À l’inverse, on n’imagine pas qu’une urne transparente puisse tomber en panne, ou qu’une société privée intervienne sur l’urne en cours d’élection ou effectue le dépouillement à la place des électeurs et en l’absence de scrutateurs.

L’expérience du vote électronique a maintenant duré près de 15 ans et a permis de constater une précision moindre, une fragilité accrue et une absence totale de transparence empêchant quiconque de vérifier la justesse des résultats.

En Europe, la Hollande a fait utiliser des machines à voter pour 90% de sa population pendant 15 ans avant de revenir complètement au vote à l’urne. La Cour Constitutionnelle de Karlsruhe a absolument interdit l’usage de tels dispositifs de vote électronique en Allemagne en raison de leur opacité. Après une enquête fouillée, l’Irlande n’a jamais utilisé les milliers de machines à voter qu’elle avait achetées.
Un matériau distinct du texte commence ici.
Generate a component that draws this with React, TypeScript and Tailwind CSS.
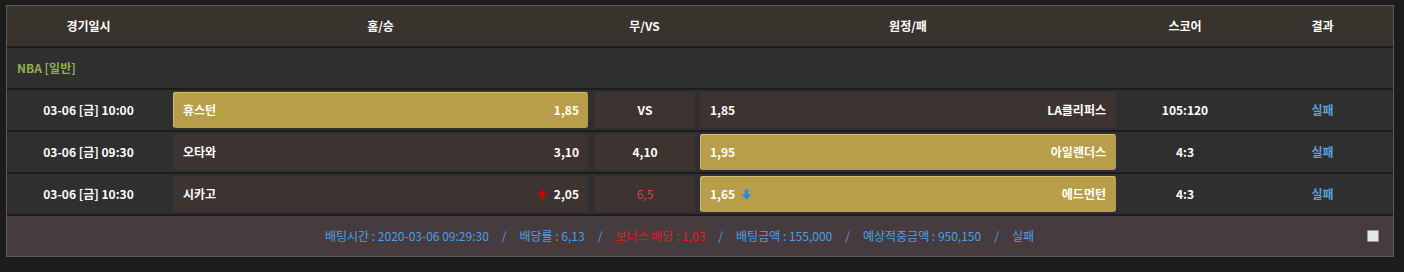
import React from "react";

type Game = {
    date: string;
    home: string;
    homeOdds: string;
    draw: string;
    away: string;
    awayOdds: string;
    score: string;
    pick: "home" | "away";
    homeUp?: boolean;
    awayDown?: boolean;
    drawRed?: boolean;
};

const games: Game[] = [
    { date: "03-06 [금] 10:00", home: "휴스턴", homeOdds: "1,85", draw: "VS", away: "LA클리퍼스", awayOdds: "1,85", score: "105:120", pick: "home" },
    { date: "03-06 [금] 09:30", home: "오타와", homeOdds: "3,10", draw: "4,10", away: "아일랜더스", awayOdds: "1,95", score: "4:3", pick: "away" },
    { date: "03-06 [금] 10:30", home: "시카고", homeOdds: "2,05", draw: "6,5", away: "에드먼턴", awayOdds: "1,65", score: "4:3", pick: "away", homeUp: true, awayDown: true, drawRed: true },
];

const picked = "bg-[#b89e48] shadow-[inset_1px_1px_0_#d3bd70]";
const plain = "bg-[#3d3432]";

const ArrowUp = () => (
    <svg width="11" height="11" viewBox="0 0 10 10" className="mr-[6px]">
        <path d="M5 0.5 L9.5 5 H6.6 V9.5 H3.4 V5 H0.5 Z" fill="#d00000" />
    </svg>
);

const ArrowDown = () => (
    <svg width="11" height="11" viewBox="0 0 10 10" className="ml-[6px]">
        <path d="M5 9.5 L9.5 5 H6.6 V0.5 H3.4 V5 H0.5 Z" fill="#1d8fe8" />
    </svg>
);

const Sep = () => <span className="mx-[13px]">/</span>;

const App = () => {
    return (
        <div className="w-[1404px] h-[272px] bg-[#1c1c1c] pt-[5px] pl-[6px] font-['Noto_Sans_CJK_KR','Noto_Sans',sans-serif] text-[12px]">
            <div className="w-[1388px] border border-[#5c5c5c] bg-[#1c1c1c] flex flex-col gap-[2px]">
                {/* header */}
                <div className="h-[40px] bg-[#39332d] flex items-center text-white font-bold">
                    <div className="w-[163px] text-center">경기일시</div>
                    <div className="w-[421px] text-center">홈/승</div>
                    <div className="w-[107px] text-center">무/VS</div>
                    <div className="w-[420px] text-center">원정/패</div>
                    <div className="w-[134px] text-center">스코어</div>
                    <div className="flex-1 text-center">결과</div>
                </div>

                <div className="h-[40px] bg-[#2f2f2f] flex items-center pl-[10px] text-[#8fae4f] font-bold">NBA [일반]</div>

                {games.map((g, i) => (
                    <div key={i} className="h-[40px] bg-[#2f2f2f] flex items-center text-white font-bold">
                        <div className="w-[163px] text-center">{g.date}</div>
                        <div className="w-[421px] pl-[3px] pr-[3px]">
                            <div className={`h-[36px] rounded-[3px] flex items-center justify-between pl-[10px] pr-[9px] ${g.pick === "home" ? picked : plain}`}>
                                <span>{g.home}</span>
                                <span className="flex items-center">{g.homeUp && <ArrowUp />}{g.homeOdds}</span>
                            </div>
                        </div>
                        <div className="w-[107px] pl-[4px] pr-[3px]">
                            <div className={`h-[36px] rounded-[3px] flex items-center justify-center ${plain} ${g.drawRed ? "text-[#d9443f] font-normal" : ""}`}>
                                {g.draw}
                            </div>
                        </div>
                        <div className="w-[420px] px-[2px]">
                            <div className={`h-[36px] rounded-[3px] flex items-center justify-between pl-[10px] pr-[10px] ${g.pick === "away" ? picked : plain}`}>
                                <span className="flex items-center">{g.awayOdds}{g.awayDown && <ArrowDown />}</span>
                                <span>{g.away}</span>
                            </div>
                        </div>
                        <div className="w-[134px] text-center">{g.score}</div>
                        <div className="flex-1 text-center text-[#5b9fdc]">실패</div>
                    </div>
                ))}

                <div className="h-[40px] bg-[#463b3f] flex items-center">
                    <div className="flex-1 text-center text-[#4d9fe3]">
                        배팅시간 : 2020-03-06 09:29:30
                        <Sep />
                        배당률 : 6,13
                        <Sep />
                        <span className="text-[#e41c1c]">보너스 배당 : 1,03</span>
                        <Sep />
                        배팅금액 : 155,000
                        <Sep />
                        예상적중금액 : 950,150
                        <Sep />
                        실패
                    </div>
                    <div className="w-[41px] flex justify-center">
                        <div className="w-[12px] h-[12px] bg-[#e6e6e6] border border-[#9a9a9a] rounded-[1px]" />
                    </div>
                </div>
            </div>
        </div>
    );
};

export default App;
La France, elle, n’a toujours pas tiré profit de l’expertise de ces pays très avancés technologiquement et dont les décisions sont conformes à l’état actuel des connaissances scientifiques et de la nécessaire transparence des techniques de vote dans un état garant des libertés et de la démocratie. Mais il faut rappeler que dans notre pays, une science indépendante des lobbies peine à trouver son chemin jusqu’aux élus et aux électeurs.